Near the article’s end, Jamieson pleads that readers be more resistant to the manufactured nature of wartime sympathies, writing: “We have been conditioned to pick a side and cheer for them in a major conflict.” This is another statement of the article’s intent: the reduction of pro-Ukrainian sympathy to mere conditioning or trickery by media and Western governments. 

Expressing this sentiment is tantamount to not taking Ukraine’s side in this war; the careful reader will note that Jamieson never did so. Ukraine is being victimized by an imperial force, but there are those who would rather take up arms over the molehill issues of supply lines dotting the mountains of displaced, killed, and injured. Why the author felt compelled to pre-emptively defend themselves in saying “I am ANTI-WAR and NOT a Putin sympathizer” assuredly has something to do with this misguided perspective. 

The West is not a benevolent force. This conflict is an instance of it having done  something largely positive. Provision of Western equipment has helped Ukraine to repel invading forces and recapture land with a momentum not unlike that expected of Russia at the outset of the conflict. While the evils of Western powers are innumerable, it must be noted again that nuanced analysis is an imperative. “NATO bad” won’t cut it here.
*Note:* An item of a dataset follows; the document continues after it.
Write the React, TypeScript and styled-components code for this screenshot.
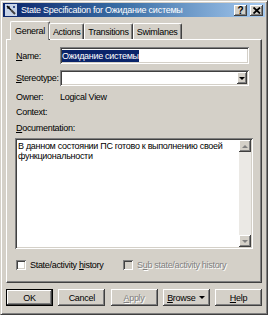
import { FC } from "react";
import styled, { createGlobalStyle, css } from "styled-components";

const GlobalStyle = createGlobalStyle`
    html, body {
        margin: 0;
        padding: 0;
        background: #d4d0c8;
    }
    body {
        font-family: "Liberation Sans", Arial, sans-serif;
        font-size: 9px;
        letter-spacing: -0.3px;
        color: #000;
    }
`;

const raised = css`
    box-shadow: inset -1px -1px 0 #404040, inset 1px 1px 0 #ffffff,
        inset -2px -2px 0 #808080;
`;

const sunken = css`
    box-shadow: inset 1px 1px 0 #808080, inset -1px -1px 0 #ffffff,
        inset 2px 2px 0 #404040, inset -2px -2px 0 #d4d0c8;
`;

const tabs = ["General", "Actions", "Transitions", "Swimlanes"];
const buttons = [
    { label: "OK", key: "", isDefault: true },
    { label: "Cancel", key: "" },
    { label: "Apply", key: "A", disabled: true },
    { label: "Browse", key: "B", menu: true },
    { label: "Help", key: "H" },
];

// underline the access key letter of a label
const Accel: FC<{ text: string; k?: string }> = ({ text, k }) => {
    if (!k) return <>{text}</>;
    const i = text.indexOf(k);
    if (i < 0) return <>{text}</>;
    return (
        <>
            {text.slice(0, i)}
            <u>{text[i]}</u>
            {text.slice(i + 1)}
        </>
    );
};

const App: FC = () => {
    return (
        <>
            <GlobalStyle />
            <StyledWindow>
                <StyledTitleBar>
                    <StyledAppIcon viewBox="0 0 12 12">
                        <rect width="12" height="12" fill="#c8d4e8" />
                        <path d="M2 2 L6 6" stroke="#000" strokeWidth="1.4" />
                        <path d="M4 2 L4 4 M2 4 L4 4" stroke="#000" strokeWidth="1" />
                        <path d="M6 6 L10 10" stroke="#404040" strokeWidth="2" />
                        <circle cx="9" cy="3" r="1" fill="#0a246a" />
                    </StyledAppIcon>
                    <StyledTitle>State Specification for Ожидание системы</StyledTitle>
                    <StyledCaptionButton>
                        <span>?</span>
                    </StyledCaptionButton>
                    <StyledCaptionButton $close>
                        <svg width="8" height="7" viewBox="0 0 8 7">
                            <path d="M0.5 0.5 L7 6.5 M7 0.5 L0.5 6.5" stroke="#000" strokeWidth="1.8" />
                        </svg>
                    </StyledCaptionButton>
                </StyledTitleBar>

                <StyledBody>
                    <StyledTabStrip>
                        {tabs.map((t, i) => (
                            <StyledTab key={t} $active={i === 0}>
                                {t}
                            </StyledTab>
                        ))}
                    </StyledTabStrip>

                    <StyledPanel>
                        <StyledFieldRow>
                            <StyledLabel>
                                <Accel text="Name:" k="N" />
                            </StyledLabel>
                            <StyledInput>
                                <StyledSelection>Ожидание системы</StyledSelection>
                            </StyledInput>
                        </StyledFieldRow>

                        <StyledFieldRow $top={6}>
                            <StyledLabel>
                                <Accel text="Stereotype:" k="S" />
                            </StyledLabel>
                            <StyledCombo>
                                <StyledComboButton>
                                    <StyledArrow $down />
                                </StyledComboButton>
                            </StyledCombo>
                        </StyledFieldRow>

                        <StyledTextRow $top={5}>
                            <StyledLabel>Owner:</StyledLabel>
                            <StyledValue>Logical View</StyledValue>
                        </StyledTextRow>
                        <StyledTextRow $top={3}>
                            <StyledLabel>Context:</StyledLabel>
                        </StyledTextRow>
                        <StyledTextRow $top={4}>
                            <StyledLabel>
                                <Accel text="Documentation:" k="D" />
                            </StyledLabel>
                        </StyledTextRow>

                        <StyledMemo>
                            <StyledMemoText>
                                В данном состоянии ПС готово к выполнению своей функциональности
                            </StyledMemoText>
                            <StyledScrollBar>
                                <StyledScrollButton>
                                    <StyledArrow $up $gray />
                                </StyledScrollButton>
                                <StyledScrollTrack />
                                <StyledScrollButton>
                                    <StyledArrow $down $gray />
                                </StyledScrollButton>
                            </StyledScrollBar>
                        </StyledMemo>

                        <StyledCheckRow>
                            <StyledCheckItem>
                                <StyledCheckBox />
                                <span>
                                    State/activity <u>h</u>istory
                                </span>
                            </StyledCheckItem>
                            <StyledCheckItem $disabled>
                                <StyledCheckBox $disabled />
                                <span>
                                    S<u>u</u>b state/activity history
                                </span>
                            </StyledCheckItem>
                        </StyledCheckRow>
                    </StyledPanel>

                    <StyledButtonRow>
                        {buttons.map((b) => (
                            <StyledButton
                                key={b.label}
                                $default={b.isDefault}
                                $disabled={b.disabled}
                            >
                                <span>
                                    <Accel text={b.label} k={b.key} />
                                </span>
                                {b.menu && <StyledArrow $down />}
                            </StyledButton>
                        ))}
                    </StyledButtonRow>
                </StyledBody>
            </StyledWindow>
        </>
    );
};

export default App;

const StyledWindow = styled.div`
    width: 268px;
    height: 315px;
    box-sizing: border-box;
    background: #d4d0c8;
    border: 1px solid;
    border-color: #d4d0c8 #404040 #404040 #d4d0c8;
    box-shadow: inset 1px 1px 0 #ffffff, inset -1px -1px 0 #808080;
    padding: 2px;
    display: flex;
    flex-direction: column;
`;

const StyledTitleBar = styled.div`
    height: 14px;
    display: flex;
    align-items: center;
    gap: 2px;
    padding: 0 2px 0 2px;
    background: linear-gradient(to right, #0a246a 0%, #3a6ea5 45%, #a6caf0 100%);
    color: #fff;
`;

const StyledAppIcon = styled.svg`
    width: 12px;
    height: 12px;
    flex: none;
`;

const StyledTitle = styled.div`
    flex: 1;
    padding-left: 2px;
    font-size: 9px;
    letter-spacing: -0.25px;
    white-space: nowrap;
`;

const StyledCaptionButton = styled.div<{ $close?: boolean }>`
    width: 13px;
    height: 11px;
    box-sizing: border-box;
    background: #d4d0c8;
    ${raised};
    display: flex;
    align-items: center;
    justify-content: center;
    margin-left: ${({ $close }) => ($close ? "1px" : "0")};
    color: #000;
    font-weight: bold;
    font-size: 10px;
    letter-spacing: 0;
    line-height: 11px;
`;

const StyledBody = styled.div`
    flex: 1;
    display: flex;
    flex-direction: column;
    padding: 4px 3px 0 3px;
`;

const StyledTabStrip = styled.div`
    display: flex;
    align-items: flex-end;
    height: 18px;
    padding-left: 6px;
    position: relative;
    z-index: 1;
`;

const StyledTab = styled.div<{ $active?: boolean }>`
    box-sizing: border-box;
    height: ${({ $active }) => ($active ? "19px" : "16px")};
    padding: ${({ $active }) => ($active ? "4px 4px 0 4px" : "3px 3px 0 3px")};
    margin: ${({ $active }) => ($active ? "0 -1px -1px -2px" : "0")};
    background: #d4d0c8;
    border-left: 1px solid #ffffff;
    border-top: 1px solid #ffffff;
    border-right: 1px solid #404040;
    border-top-left-radius: 2px;
    border-top-right-radius: 2px;
    box-shadow: inset -1px 0 0 #808080;
    white-space: nowrap;
`;

const StyledPanel = styled.div`
    box-sizing: border-box;
    height: 244px;
    padding: 7px 9px 0 9px;
    border-top: 1px solid #ffffff;
    border-left: 1px solid #ffffff;
    border-right: 1px solid #404040;
    border-bottom: 1px solid #404040;
    box-shadow: inset -1px -1px 0 #808080;
    display: flex;
    flex-direction: column;
`;

const StyledFieldRow = styled.div<{ $top?: number }>`
    display: flex;
    align-items: center;
    margin-top: ${({ $top }) => $top ?? 0}px;
`;

const StyledTextRow = styled.div<{ $top?: number }>`
    display: flex;
    align-items: center;
    height: 12px;
    margin-top: ${({ $top }) => $top ?? 0}px;
`;

const StyledLabel = styled.div`
    width: 44px;
    flex: none;
    white-space: nowrap;
`;

const StyledValue = styled.span`
    color: #000;
`;

const StyledInput = styled.div`
    width: 189px;
    height: 17px;
    box-sizing: border-box;
    background: #fff;
    ${sunken};
    display: flex;
    align-items: center;
    padding-left: 2px;
`;

const StyledSelection = styled.span`
    background: #0a246a;
    color: #fff;
    padding: 1px 0;
`;

const StyledCombo = styled.div`
    width: 189px;
    height: 16px;
    box-sizing: border-box;
    background: #fff;
    ${sunken};
    display: flex;
    justify-content: flex-end;
    padding: 2px;
`;

const StyledComboButton = styled.div`
    width: 10px;
    background: #d4d0c8;
    ${raised};
    display: flex;
    align-items: center;
    justify-content: center;
`;

const StyledArrow = styled.span<{ $up?: boolean; $down?: boolean; $gray?: boolean }>`
    width: 0;
    height: 0;
    border-left: 3px solid transparent;
    border-right: 3px solid transparent;
    ${({ $up, $gray }) =>
        $up && `border-bottom: 3px solid ${$gray ? "#808080" : "#000"};`}
    ${({ $down, $gray }) =>
        $down && `border-top: 3px solid ${$gray ? "#808080" : "#000"};`}
`;

const StyledMemo = styled.div`
    margin-top: 4px;
    margin-left: -1px;
    width: 238px;
    height: 111px;
    box-sizing: border-box;
    background: #fff;
    ${sunken};
    padding: 2px;
    display: flex;
`;

const StyledMemoText = styled.div`
    flex: 1;
    padding: 1px 1px 0 1px;
    line-height: 10px;
`;

const StyledScrollBar = styled.div`
    width: 12px;
    display: flex;
    flex-direction: column;
`;

const StyledScrollButton = styled.div`
    height: 12px;
    background: #d4d0c8;
    ${raised};
    display: flex;
    align-items: center;
    justify-content: center;
`;

const StyledScrollTrack = styled.div`
    flex: 1;
    background: #ebe9e5;
`;

const StyledCheckRow = styled.div`
    display: flex;
    align-items: center;
    margin-top: 11px;
    height: 10px;
`;

const StyledCheckItem = styled.div<{ $disabled?: boolean }>`
    display: flex;
    align-items: center;
    gap: 4px;
    width: 107px;
    white-space: nowrap;
    color: ${({ $disabled }) => ($disabled ? "#808080" : "#000")};
    text-shadow: ${({ $disabled }) => ($disabled ? "1px 1px 0 #ffffff" : "none")};
`;

const StyledCheckBox = styled.div<{ $disabled?: boolean }>`
    width: 10px;
    height: 10px;
    box-sizing: border-box;
    flex: none;
    background: ${({ $disabled }) => ($disabled ? "#d4d0c8" : "#fff")};
    ${sunken};
`;

const StyledButtonRow = styled.div`
    display: flex;
    justify-content: space-between;
    margin-top: 6px;
`;

const StyledButton = styled.div<{ $default?: boolean; $disabled?: boolean }>`
    width: 47px;
    height: 17px;
    box-sizing: border-box;
    display: flex;
    align-items: center;
    justify-content: center;
    gap: 4px;
    background: #d4d0c8;
    ${({ $default }) =>
        $default
            ? css`
                  border: 1px solid #000;
                  box-shadow: inset -1px -1px 0 #404040, inset 1px 1px 0 #ffffff,
                      inset -2px -2px 0 #808080;
              `
            : raised};
    color: ${({ $disabled }) => ($disabled ? "#808080" : "#000")};
    text-shadow: ${({ $disabled }) => ($disabled ? "1px 1px 0 #ffffff" : "none")};
`;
Jamieson’s work begs readers to ask: “If the West involving itself with Ukraine is so bad, what’s the alternative?” The author offers no alternatives, though, preferring only to make Ukraine out to be an enemy of free speech and beneficiary to an immoral campaign of media approval. 

Should we wish to put our disdain for war into practice, we must begin by refusing to raise our hands in surrender when an aggressor comes to bear and by refusing to respond “they’re no angel” when a cry for help is heard.